Globally, attention to issues of judicial conduct—based on the three pillars of judicial independence, impartiality and integrity—and judicial accountability are of relatively recent origin. Institutional and normative intensity of the ideas and principles of judicial conduct and accountability have been developing rapidly in the last three decades. The Bangalore Principles of Judicial Conduct have got official United Nations recognition and become the global gold standard. India cannot afford to be left behind in this fast developing institutional revolution to strengthen democratic judicial accountability.

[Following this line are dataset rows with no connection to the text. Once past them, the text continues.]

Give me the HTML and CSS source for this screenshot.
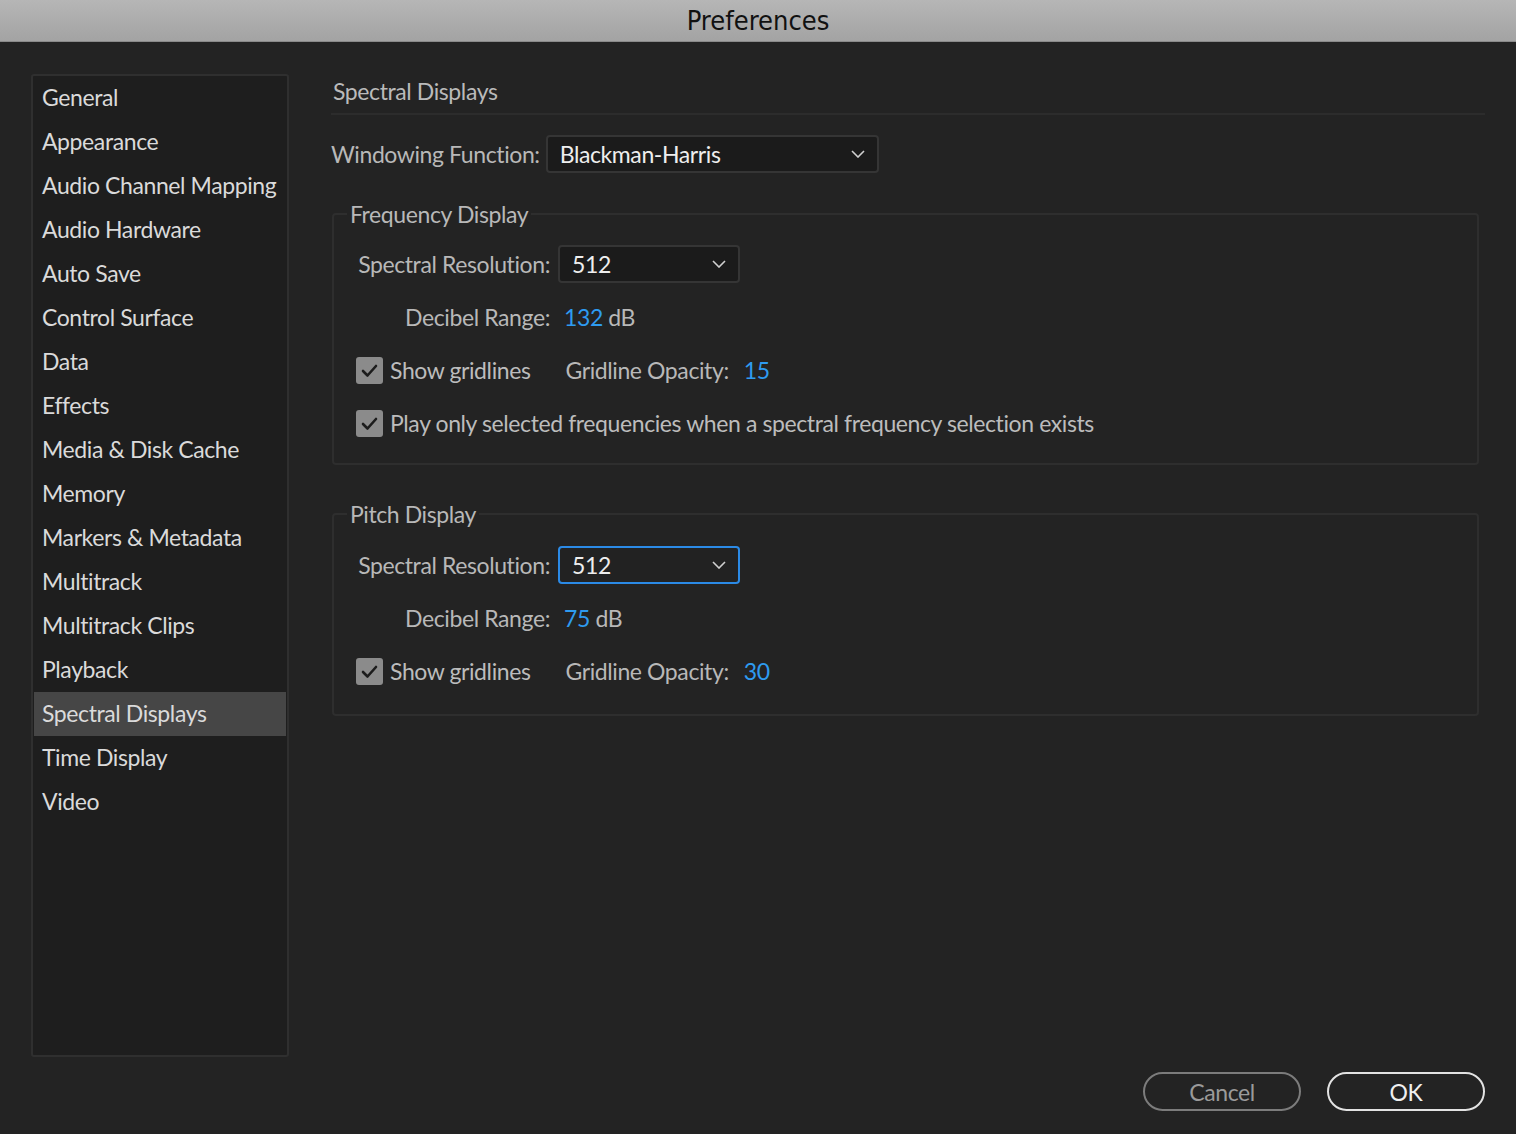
FILE: index.html
```html
<!DOCTYPE html>
<html>
<head>
<meta charset="utf-8">
<title>Preferences</title>
<link rel="stylesheet" href="styles.css">
</head>
<body>
<div class="window">
  <div class="titlebar">Preferences</div>
  <div class="body">
    <ul class="sidebar">
      <li class="nav-item">General</li>
      <li class="nav-item">Appearance</li>
      <li class="nav-item">Audio Channel Mapping</li>
      <li class="nav-item">Audio Hardware</li>
      <li class="nav-item">Auto Save</li>
      <li class="nav-item">Control Surface</li>
      <li class="nav-item">Data</li>
      <li class="nav-item">Effects</li>
      <li class="nav-item">Media &amp; Disk Cache</li>
      <li class="nav-item">Memory</li>
      <li class="nav-item">Markers &amp; Metadata</li>
      <li class="nav-item">Multitrack</li>
      <li class="nav-item">Multitrack Clips</li>
      <li class="nav-item">Playback</li>
      <li class="nav-item selected">Spectral Displays</li>
      <li class="nav-item">Time Display</li>
      <li class="nav-item">Video</li>
    </ul>
    <div class="main">
      <div class="panel">
        <div class="heading">Spectral Displays</div>
        <div class="window-row">
          <span class="label">Windowing Function:</span>
          <div class="select wide">
            <span class="select-value">Blackman-Harris</span>
            <svg class="chevron" width="14" height="8" viewBox="0 0 14 8"><path d="M1 1 L7 7 L13 1" fill="none" stroke="#d0d0d0" stroke-width="1.6"/></svg>
          </div>
        </div>

        <fieldset class="group">
          <legend class="legend">Frequency Display</legend>
          <div class="row">
            <span class="label right">Spectral Resolution:</span>
            <div class="select narrow">
              <span class="select-value">512</span>
              <svg class="chevron" width="14" height="8" viewBox="0 0 14 8"><path d="M1 1 L7 7 L13 1" fill="none" stroke="#d0d0d0" stroke-width="1.6"/></svg>
            </div>
          </div>
          <div class="row">
            <span class="label right">Decibel Range:</span>
            <span class="value"><span class="num">132</span> dB</span>
          </div>
          <div class="row">
            <span class="checkbox"><svg width="27" height="27" viewBox="0 0 27 27"><path d="M7 14 L11.5 18.5 L20 9" fill="none" stroke="#1c1c1c" stroke-width="2.6" stroke-linecap="round" stroke-linejoin="round"/></svg></span>
            <span class="check-label">Show gridlines</span>
            <span class="label opacity-label">Gridline Opacity:</span>
            <span class="num opacity-num">15</span>
          </div>
          <div class="row">
            <span class="checkbox"><svg width="27" height="27" viewBox="0 0 27 27"><path d="M7 14 L11.5 18.5 L20 9" fill="none" stroke="#1c1c1c" stroke-width="2.6" stroke-linecap="round" stroke-linejoin="round"/></svg></span>
            <span class="check-label">Play only selected frequencies when a spectral frequency selection exists</span>
          </div>
        </fieldset>

        <fieldset class="group pitch">
          <legend class="legend">Pitch Display</legend>
          <div class="row">
            <span class="label right">Spectral Resolution:</span>
            <div class="select narrow focused">
              <span class="select-value">512</span>
              <svg class="chevron" width="14" height="8" viewBox="0 0 14 8"><path d="M1 1 L7 7 L13 1" fill="none" stroke="#d0d0d0" stroke-width="1.6"/></svg>
            </div>
          </div>
          <div class="row">
            <span class="label right">Decibel Range:</span>
            <span class="value"><span class="num">75</span> dB</span>
          </div>
          <div class="row">
            <span class="checkbox"><svg width="27" height="27" viewBox="0 0 27 27"><path d="M7 14 L11.5 18.5 L20 9" fill="none" stroke="#1c1c1c" stroke-width="2.6" stroke-linecap="round" stroke-linejoin="round"/></svg></span>
            <span class="check-label">Show gridlines</span>
            <span class="label opacity-label">Gridline Opacity:</span>
            <span class="num opacity-num">30</span>
          </div>
        </fieldset>
      </div>
      <div class="buttons">
        <button class="btn cancel">Cancel</button>
        <button class="btn ok">OK</button>
      </div>
    </div>
  </div>
</div>
</body>
</html>
```

FILE: styles.css
```css
* { box-sizing: border-box; }
html, body {
  margin: 0;
  padding: 0;
  background: #232323;
}
body {
  font-family: Lato, "Open Sans", sans-serif;
  letter-spacing: -0.4px;
  width: 1516px;
  height: 1134px;
  overflow: hidden;
}
.window {
  display: flex;
  flex-direction: column;
  height: 1134px;
}
.titlebar {
  height: 42px;
  flex: none;
  background: linear-gradient(#b6b6b6, #a3a3a3);
  border-bottom: 1px solid #8a8a8a;
  color: #111;
  font-family: "DejaVu Sans", sans-serif;
  font-stretch: condensed;
  letter-spacing: 0;
  font-size: 27px;
  line-height: 41px;
  text-align: center;
}
.body {
  flex: 1;
  display: flex;
  padding: 32px 31px 23px 31px;
  gap: 42px;
}
.sidebar {
  list-style: none;
  margin: 0;
  padding: 0 1px;
  width: 258px;
  height: 983px;
  flex: none;
  background: #1e1e1e;
  border: 2px solid #2f2f2f;
  border-radius: 3px;
}
.nav-item {
  height: 44px;
  line-height: 42px;
  padding-left: 8px;
  color: #dadada;
  font-size: 23px;
  white-space: nowrap;
}
.nav-item.selected {
  background: #464646;
}
.main {
  flex: 1;
  display: flex;
  flex-direction: column;
  justify-content: space-between;
}
.panel {
  display: flex;
  flex-direction: column;
}
.heading {
  height: 41px;
  padding-left: 2px;
  line-height: 34px;
  color: #bababa;
  font-size: 23px;
  border-bottom: 2px solid #2c2c2c;
}
.window-row {
  display: flex;
  align-items: center;
  margin-top: 20px;
  gap: 6px;
}
.label {
  color: #b8b8b8;
  font-size: 23px;
  white-space: nowrap;
}
.select {
  display: flex;
  align-items: center;
  justify-content: space-between;
  height: 38px;
  background: #1b1b1b;
  border: 2px solid #353535;
  border-radius: 4px;
  padding: 0 12px 0 12px;
}
.select.wide { width: 333px; }
.select.narrow { width: 182px; }
.select.focused {
  border-color: #2b8ae6;
  background: #222;
}
.select-value {
  color: #eeeeee;
  font-size: 23px;
}
.chevron { display: block; }
.group {
  margin: 27px 6px 0 1px;
  padding: 17px 0 21px 22px;
  border: 2px solid #2e2e2e;
  border-radius: 4px;
  display: flex;
  flex-direction: column;
  gap: 15px;
}
.group.pitch {
  margin-top: 35px;
  padding-top: 18px;
  padding-bottom: 24px;
}
.legend {
  margin-left: -9px;
  padding: 0 3px;
  color: #b8b8b8;
  font-size: 23px;
  line-height: 28px;
}
.row {
  display: flex;
  align-items: center;
  height: 38px;
}
.label.right {
  width: 194px;
  text-align: right;
  margin-right: 8px;
}
.value {
  color: #b8b8b8;
  font-size: 23px;
  margin-left: 6px;
}
.num {
  color: #2e9bf0;
  font-size: 23px;
}
.checkbox {
  width: 27px;
  height: 27px;
  background: #8b8b8b;
  border-radius: 3px;
  flex: none;
}
.checkbox svg { display: block; }
.check-label {
  color: #bcbcbc;
  font-size: 23px;
  margin-left: 7px;
  white-space: nowrap;
}
.opacity-label {
  margin-left: 35px;
}
.opacity-num {
  margin-left: 15px;
}
.buttons {
  display: flex;
  justify-content: flex-end;
  gap: 26px;
}
.btn {
  width: 158px;
  height: 39px;
  border-radius: 20px;
  background: transparent;
  font-family: Lato, "Open Sans", sans-serif;
  letter-spacing: -0.4px;
  font-size: 23px;
  padding: 0;
}
.btn.cancel {
  border: 2px solid #7c7c7c;
  color: #9a9a9a;
}
.btn.ok {
  border: 2px solid #e2e2e2;
  color: #f0f0f0;
}
```
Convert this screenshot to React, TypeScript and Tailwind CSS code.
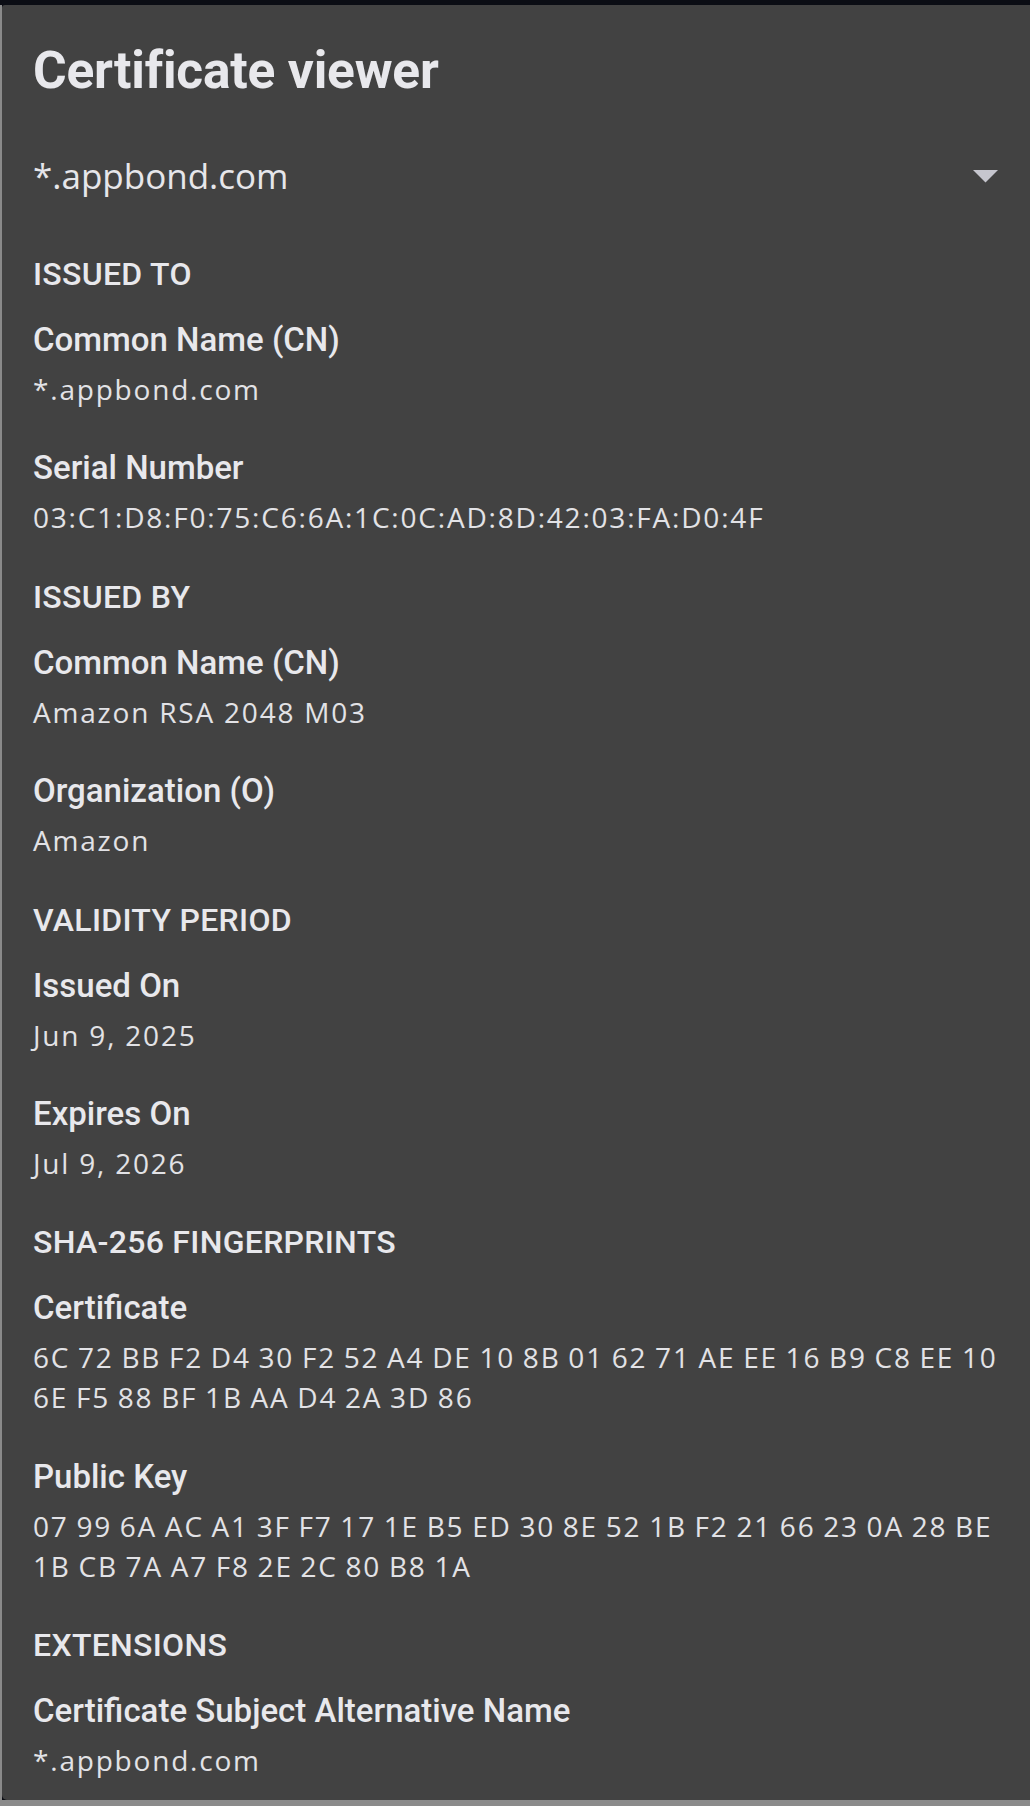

India needs a democratic, transparent, people-oriented, state-of-the-art, world-class system for judicial accountability that will strengthen judicial independence and judicial integrity and widen and deepen public trust and confidence in our judiciary. We need a large tool kit to correct judicial misconduct and incapacity in a rational and constructive way, not just a single-weapon (removal from office) armoury. There are many models and much experience across the world. In building a new model, we must keep in mind a key lesson from global experience that judicial accountability cannot be based on self-regulation alone. Voices from outside the legal and judicial system must be given a role in watching over our watchmen. The challenge before us is much more than just fixing up the impeachment system. It is building a modern, democratic, scientific, just and fair judicial system free of the crippling inheritances, myths and hierarchies of feudal and colonial pasts. Young India wants it and will build it. We should not obstruct it.
G. Mohan Gopal is former Director, National Law School of India University, Bengaluru, and National Judicial Academy, Bhopal.